Nord Stream AG is a consortium for construction and operation of the Nord Stream 1 submarine pipeline between Vyborg in Russia and Greifswald in Germany. The consortium was incorporated in Zug, Switzerland, on 30 November 2005. The original name of company was the North European Gas Pipeline Company. The company was renamed to Nord Stream AG on 4 October 2006 ("Nord" is German for "North").

Since the first gas delivery in 2011, the company has transported over 450 billion cubic metres of natural gas to Europe. In 2020, the German Federal Network Agency highlighted again the Nord Stream Pipeline’s contribution to security of energy supply in Europe.

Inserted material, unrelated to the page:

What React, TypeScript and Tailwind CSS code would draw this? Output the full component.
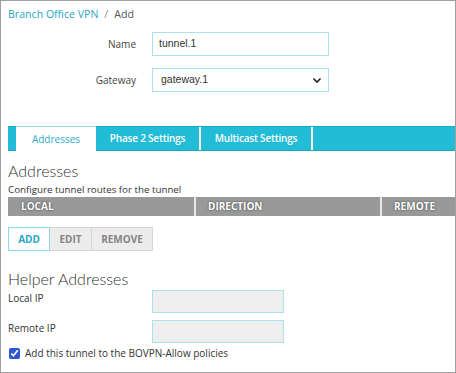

Gas deliveries ceased in September 2022 following the destruction of three of the pipe lines and sanctions linked to the Russian invasion of Ukraine.

Shareholders
The shareholders of Nord Stream AG are:

 Gazprom International Projects LLC, a subsidiary of Gazprom – 51%
 Wintershall Dea AG – 15.5%
 PEG Infrastruktur AG, a subsidiary of E.ON Beteiligungen – 15.5%
 N.V. Nederlandse Gasunie – 9%
 Engie – 9%

On 1 March 2010, French energy company GDF Suez (changed name to Engie in 2015) signed with Gazprom a memorandum of understanding to acquire 9% stake in the project. Accordingly, the stakes of Wintershall and E.ON fell by 4.5% to 15.5%.

References

External links
Nord Stream AG official website (English; Russian; German)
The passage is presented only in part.